The technology and consumer discretionary sectors showed relative weakness, yet again, on Thursday morning. However, the two groups were able to reclaim a good portion of their losses as the day went on. A positive performance from the industrial sector, which was led by names like Caterpillar (CAT), General Electric (GE), and Boeing (BA), helped keep the S&P 500's loss (-0.2%) in check.

On Friday, Amazon (AMZN) dominated the headlines after announcing that it plans to acquire Whole Foods Market (WFM) for $42 per share in cash. Big-box retailers like Wal-Mart (WMT), Costco (COST), and Target (TGT) plunged on the news, sending the consumer staples sector to the bottom of the day's leaderboard.
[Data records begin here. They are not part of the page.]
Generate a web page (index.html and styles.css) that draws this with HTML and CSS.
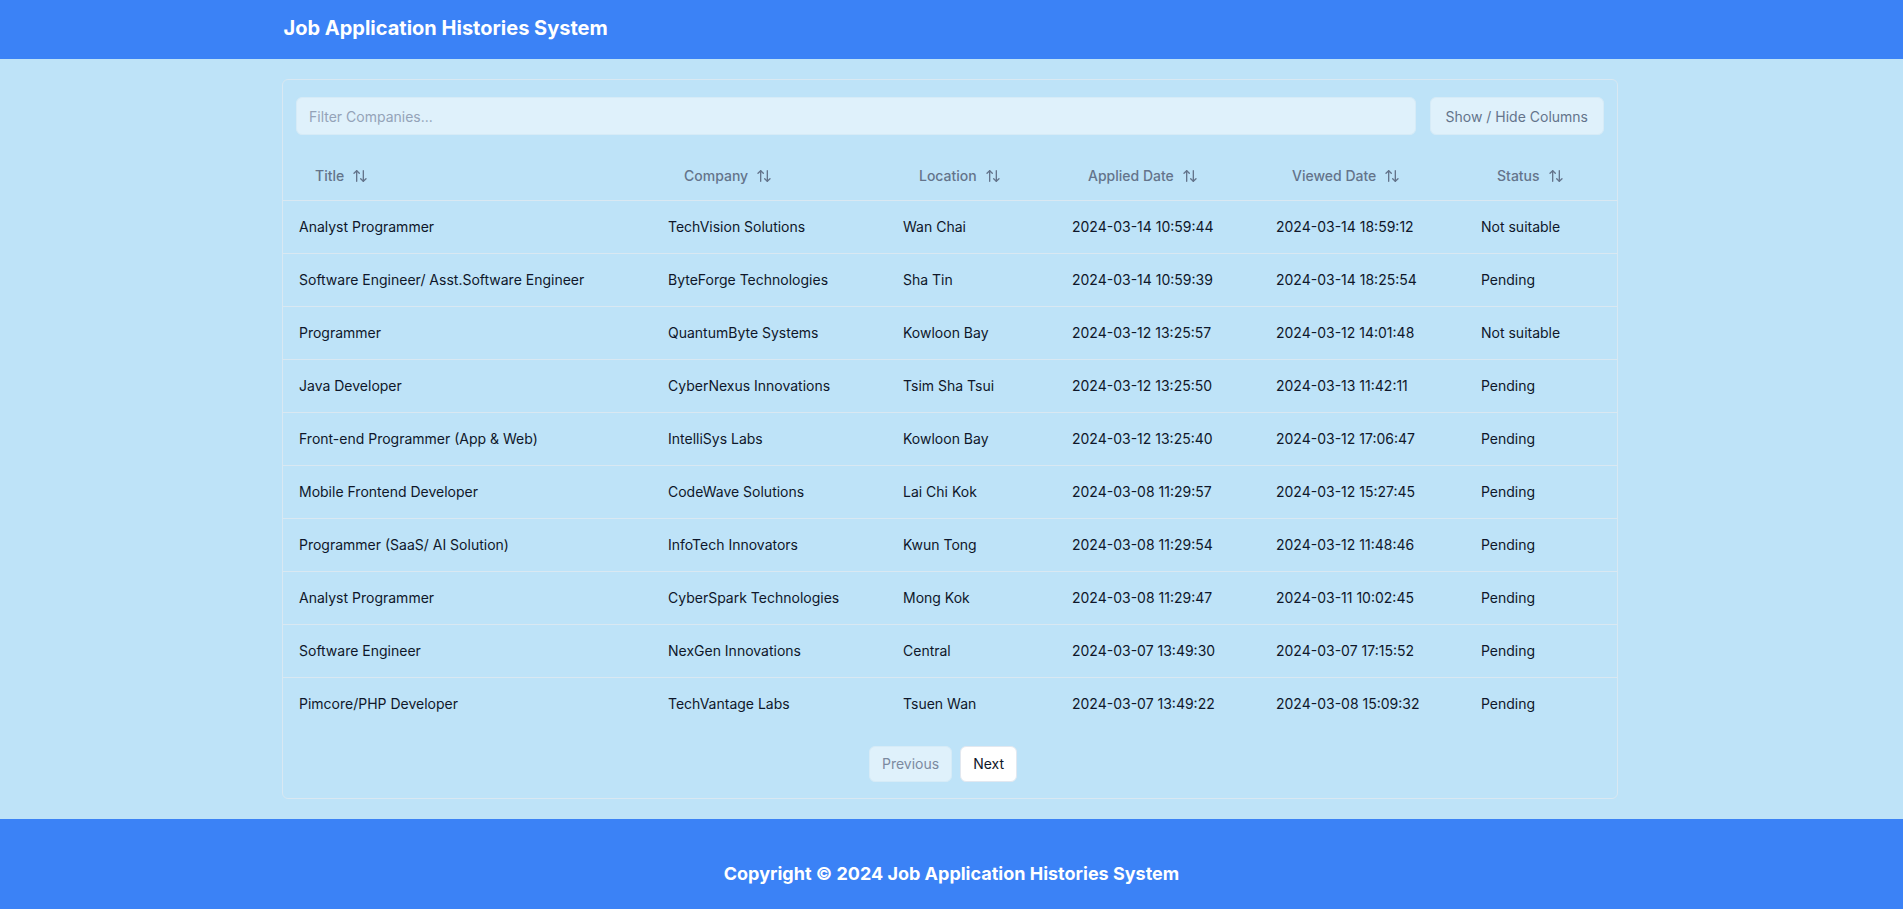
FILE: index.html
```html
<!DOCTYPE html>
<html lang="en">
<head>
<meta charset="utf-8">
<title>Job Application Histories System</title>
<link rel="stylesheet" href="styles.css">
</head>
<body>
<header class="topbar">
  <div class="container">
    <h1 class="brand">Job Application Histories System</h1>
  </div>
</header>
<main class="main">
  <div class="container card">
    <div class="toolbar">
      <input class="filter" type="text" placeholder="Filter Companies...">
      <button class="cols-btn">Show / Hide Columns</button>
    </div>
    <table class="grid">
      <colgroup>
        <col class="c-title"><col class="c-company"><col class="c-location"><col class="c-applied"><col class="c-viewed"><col class="c-status">
      </colgroup>
      <thead>
        <tr>
          <th><span class="sort">Title <svg class="ico" viewBox="0 0 24 24"><path d="m21 16-4 4-4-4"/><path d="M17 20V4"/><path d="m3 8 4-4 4 4"/><path d="M7 4v16"/></svg></span></th>
          <th><span class="sort">Company <svg class="ico" viewBox="0 0 24 24"><path d="m21 16-4 4-4-4"/><path d="M17 20V4"/><path d="m3 8 4-4 4 4"/><path d="M7 4v16"/></svg></span></th>
          <th><span class="sort">Location <svg class="ico" viewBox="0 0 24 24"><path d="m21 16-4 4-4-4"/><path d="M17 20V4"/><path d="m3 8 4-4 4 4"/><path d="M7 4v16"/></svg></span></th>
          <th><span class="sort">Applied Date <svg class="ico" viewBox="0 0 24 24"><path d="m21 16-4 4-4-4"/><path d="M17 20V4"/><path d="m3 8 4-4 4 4"/><path d="M7 4v16"/></svg></span></th>
          <th><span class="sort">Viewed Date <svg class="ico" viewBox="0 0 24 24"><path d="m21 16-4 4-4-4"/><path d="M17 20V4"/><path d="m3 8 4-4 4 4"/><path d="M7 4v16"/></svg></span></th>
          <th><span class="sort">Status <svg class="ico" viewBox="0 0 24 24"><path d="m21 16-4 4-4-4"/><path d="M17 20V4"/><path d="m3 8 4-4 4 4"/><path d="M7 4v16"/></svg></span></th>
        </tr>
      </thead>
      <tbody>
        <tr><td>Analyst Programmer</td><td>TechVision Solutions</td><td>Wan Chai</td><td>2024-03-14 10:59:44</td><td>2024-03-14 18:59:12</td><td>Not suitable</td></tr>
        <tr><td>Software Engineer/ Asst.Software Engineer</td><td>ByteForge Technologies</td><td>Sha Tin</td><td>2024-03-14 10:59:39</td><td>2024-03-14 18:25:54</td><td>Pending</td></tr>
        <tr><td>Programmer</td><td>QuantumByte Systems</td><td>Kowloon Bay</td><td>2024-03-12 13:25:57</td><td>2024-03-12 14:01:48</td><td>Not suitable</td></tr>
        <tr><td>Java Developer</td><td>CyberNexus Innovations</td><td>Tsim Sha Tsui</td><td>2024-03-12 13:25:50</td><td>2024-03-13 11:42:11</td><td>Pending</td></tr>
        <tr><td>Front-end Programmer (App &amp; Web)</td><td>IntelliSys Labs</td><td>Kowloon Bay</td><td>2024-03-12 13:25:40</td><td>2024-03-12 17:06:47</td><td>Pending</td></tr>
        <tr><td>Mobile Frontend Developer</td><td>CodeWave Solutions</td><td>Lai Chi Kok</td><td>2024-03-08 11:29:57</td><td>2024-03-12 15:27:45</td><td>Pending</td></tr>
        <tr><td>Programmer (SaaS/ AI Solution)</td><td>InfoTech Innovators</td><td>Kwun Tong</td><td>2024-03-08 11:29:54</td><td>2024-03-12 11:48:46</td><td>Pending</td></tr>
        <tr><td>Analyst Programmer</td><td>CyberSpark Technologies</td><td>Mong Kok</td><td>2024-03-08 11:29:47</td><td>2024-03-11 10:02:45</td><td>Pending</td></tr>
        <tr><td>Software Engineer</td><td>NexGen Innovations</td><td>Central</td><td>2024-03-07 13:49:30</td><td>2024-03-07 17:15:52</td><td>Pending</td></tr>
        <tr><td>Pimcore/PHP Developer</td><td>TechVantage Labs</td><td>Tsuen Wan</td><td>2024-03-07 13:49:22</td><td>2024-03-08 15:09:32</td><td>Pending</td></tr>
      </tbody>
    </table>
    <div class="pager">
      <button class="pg-btn pg-disabled" disabled>Previous</button>
      <button class="pg-btn pg-active">Next</button>
    </div>
  </div>
</main>
<footer class="footer">
  <p class="copy">Copyright © 2024 Job Application Histories System</p>
</footer>
</body>
</html>
```

FILE: styles.css
```css
* { box-sizing: border-box; }
html, body { margin: 0; padding: 0; }
body {
  font-family: Inter, "Noto Sans", "Liberation Sans", sans-serif;
  background: #bee3f8;
  color: #0f172a;
  font-size: 14px;
  line-height: 20px;
}
.container {
  width: 1336px;
  margin: 0 auto;
}
.topbar {
  background: #3b82f6;
  height: 59px;
  padding-top: 14px;
}
.brand {
  margin: 0;
  color: #fff;
  font-size: 20px;
  line-height: 28px;
  font-weight: 700;
}
.main {
  padding: 20px 3px 20px 0;
}
.card {
  border: 1px solid #d9e8f2;
  border-radius: 6px;
}
.toolbar {
  display: flex;
  gap: 14px;
  padding: 17px 13px;
}
.filter {
  flex: 1;
  min-width: 0;
  height: 38px;
  border: 1px solid #d6ebf7;
  border-radius: 6px;
  background: #dff1fb;
  padding: 0 12px;
  font-family: inherit;
  font-size: 14px;
  color: #0f172a;
  outline: none;
}
.filter::placeholder { color: #94a3b8; }
.cols-btn {
  flex: none;
  white-space: nowrap;
  height: 38px;
  border: 1px solid #d6ebf7;
  border-radius: 6px;
  background: #dff1fb;
  color: #64748b;
  font-family: inherit;
  font-size: 14px;
  padding: 0 15px;
}
.grid {
  width: 100%;
  border-collapse: collapse;
  table-layout: fixed;
}
.c-title { width: 369px; }
.c-company { width: 235px; }
.c-location { width: 169px; }
.c-applied { width: 204px; }
.c-viewed { width: 205px; }
.c-status { width: 152px; }
thead tr { border-bottom: 1px solid #d9e8f2; }
th {
  height: 48px;
  padding: 0 16px;
  text-align: left;
  font-weight: 500;
  color: #64748b;
}
.sort {
  display: inline-flex;
  align-items: center;
  padding: 0 16px;
  height: 36px;
}
.ico {
  width: 16px;
  height: 16px;
  margin-left: 8px;
  fill: none;
  stroke: currentColor;
  stroke-width: 2;
  stroke-linecap: round;
  stroke-linejoin: round;
}
tbody tr { border-bottom: 1px solid #d9e8f2; }
tbody tr:last-child { border-bottom: 0; }
td {
  padding: 16px;
  white-space: nowrap;
}
.pager {
  display: flex;
  justify-content: center;
  gap: 8px;
  padding: 16px 14px 16px 0;
}
.pg-btn {
  height: 36px;
  padding: 0 12px;
  border-radius: 6px;
  font-family: inherit;
  font-size: 14px;
  border: 1px solid #d6ebf7;
}
.pg-disabled {
  background: #dff1fb;
  color: #7b8aa0;
}
.pg-active {
  background: #fff;
  color: #0f172a;
  border-color: #e2e8f0;
}
.footer {
  background: #3b82f6;
  height: 90px;
  padding-top: 41px;
}
.copy {
  margin: 0;
  text-align: center;
  color: #fff;
  font-size: 18px;
  line-height: 28px;
  font-weight: 700;
}
```
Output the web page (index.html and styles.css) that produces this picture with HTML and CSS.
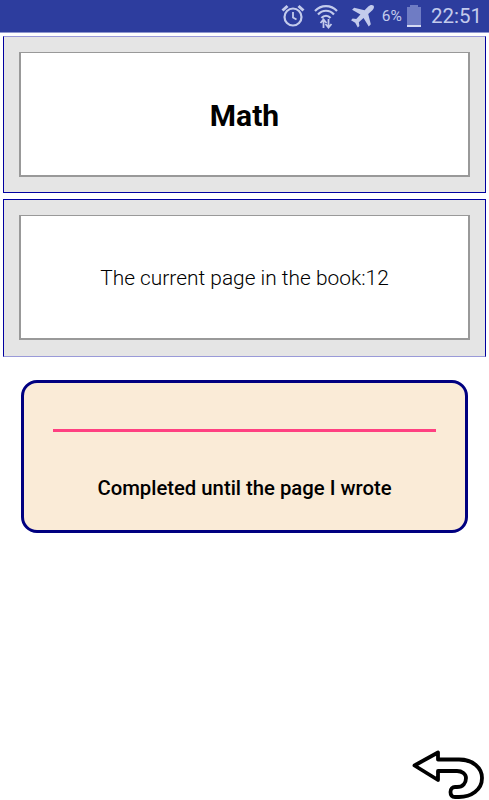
FILE: index.html
```html
<!DOCTYPE html>
<html lang="en">
<head>
    <meta charset="UTF-8">
    <meta name="viewport" content="width=device-width, initial-scale=1.0">
    <title>Book progress</title>
    <link rel="stylesheet" href="styles.css">
</head>
<body>
    <div class="status-bar">
        <!-- alarm -->
        <svg class="icon-alarm" width="24" height="24" viewBox="0 0 24 24" fill="none" stroke="#c3cbec" stroke-width="2.200">
            <circle cx="12" cy="13" r="8.500"/>
            <path d="M12 8V13.500L15.500 15.500" stroke-width="1.800"/>
            <path d="M1.500 6.500L6.500 2M22.500 6.500L17.500 2" stroke-width="3"/>
        </svg>
        <!-- wifi -->
        <svg class="icon-wifi" width="24" height="26" viewBox="0 0 24 26" fill="none" stroke="#c3cbec" stroke-width="2.200">
            <path d="M1 8C7 1.500 17 1.500 23 8"/>
            <path d="M4 11.500C8.500 6.500 15.500 6.500 20 11.500"/>
            <path d="M7.500 15C10 12 14 12 16.500 15"/>
            <path d="M9.500 25V17M6.500 20L9.500 16.500L12.500 20M14.500 16V24M11.500 21L14.500 24.500L17.500 21" stroke-width="1.800"/>
        </svg>
        <!-- plane -->
        <svg class="icon-plane" width="25" height="25" viewBox="0 0 24 24" fill="#c3cbec">
            <path d="M22.500 1.500C21 0.500 19 1 17.500 2.500L14 6L4 3.500L2 5.500L10 10L6 14.500L2.500 14L1 15.500L5 18L7.500 22.500L9 21L8.500 17.500L13 13.500L18 21.500L20 19.500L17.500 9.500L21.500 6C23 4.500 23.500 2.500 22.500 1.500Z"/>
        </svg>
        <span class="battery-pct">6%</span>
        <div class="battery"><div class="battery-level"></div></div>
        <span class="clock">22:51</span>
    </div>

    <div class="panel panel-top">
        <div class="panel-inner title">Math</div>
    </div>
    <div class="panel panel-bottom">
        <div class="panel-inner page-info">The current page in the book:12</div>
    </div>

    <div class="complete-btn">
        <div class="page-input"></div>
        <div class="complete-label">Completed until the page I wrote</div>
    </div>

    <!-- back arrow -->
    <svg class="back-arrow" width="74" height="50" viewBox="0 0 74 50" fill="#fff" stroke="#000" stroke-width="3.800" stroke-linejoin="round">
        <path d="M2.500 16.500L26 3.500V10.500H47C61 10.500 70 19 70 29C70 41 59 48 47 48H43C40 48 38.500 46 38.500 43C38.500 40 40.500 38 43 38H45C51 38 54 34 54 29C54 25 50 22 45 22H26V31Z"/>
    </svg>
</body>
</html>
```

FILE: styles.css
```css
* {
    margin: 0;
    padding: 0;
    box-sizing: border-box;
}

body {
    width: 489px;
    height: 800px;
    position: relative;
    overflow: hidden;
    background: #fff;
    font-family: 'Roboto', sans-serif;
    color: #000;
}

/* barra de estado */
.status-bar {
    height: 32px;
    margin-bottom: 4px;
    background: #2d3d9e;
    display: flex;
    align-items: center;
    justify-content: flex-end;
    padding-right: 7px;
    color: #c3cbec;
    box-shadow: 0 1px 0 #8f97cf;
}

.icon-alarm {
    margin-right: 9px;
}

.icon-wifi {
    margin-right: 12px;
}

.icon-plane {
    margin-right: 7px;
}

.battery-pct {
    font-size: 15.500px;
    margin-right: 5px;
}

.battery {
    width: 14px;
    height: 20px;
    background: #6f7cc4;
    position: relative;
    margin-right: 10px;
    margin-top: 2px;
}

.battery::before {
    content: "";
    position: absolute;
    top: -2px;
    left: 3px;
    width: 8px;
    height: 2px;
    background: #6f7cc4;
}

.battery-level {
    position: absolute;
    left: 0;
    right: 0;
    bottom: 0;
    height: 2px;
    background: #d5daf2;
}

.clock {
    font-size: 20.500px;
}

/* paneles */
.panel {
    width: 483px;
    height: 157px;
    margin: 0 0 6px 3px;
    padding: 15px;
    background: #e5e5e5;
    border: 1px solid #0000a0;
}

.panel-top {
    border-top-color: #9a9ad8;
}

.panel-bottom {
    height: 158px;
    border-bottom-color: #9a9ad8;
}

.panel-inner {
    height: 125px;
    background: #fff;
    border: 1px solid #999;
    border-width: 1px 2px 2px 2px;
    display: flex;
    align-items: center;
    justify-content: center;
}

.title {
    padding-top: 2px;
    font-size: 30px;
    font-weight: 700;
}

.page-info {
    padding-top: 2px;
    font-size: 20.900px;
    font-weight: 300;
}

/* boton */
.complete-btn {
    width: 447px;
    height: 153px;
    margin: 23px 0 0 21px;
    padding: 46px 29px 0;
    background: #faebd7;
    border: 3px solid #000080;
    border-radius: 16px;
}

.page-input {
    height: 3px;
    background: #ff4081;
}

.complete-label {
    margin-top: 44px;
    text-align: center;
    font-size: 20.300px;
    font-weight: 500;
}

.back-arrow {
    position: absolute;
    left: 412px;
    top: 749px;
}
```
However, the S&P 500 still managed to eke out a slim victory.

It's also worth pointing out that WTI crude settled the week with a loss of 2.4% following a bearish EIA inventory report on Wednesday, which showed a smaller than expected draw of 1.7 million barrels (consensus -2.5 million barrels) in crude stocks and a build of 2.1 million barrels in gasoline inventories for the week ended May 9. The tumble left the commodity at its worst level since early November.

Despite the Fed's call for a third rate hike in 2017, the fed funds futures market points to the March 2018 FOMC meeting as the most likely time for the next rate-hike announcement with an implied probability of 50.8%, down from last week's 60.7%. The implied probability of a December rate hike sits at 43.4%, down from last week's 51.7%.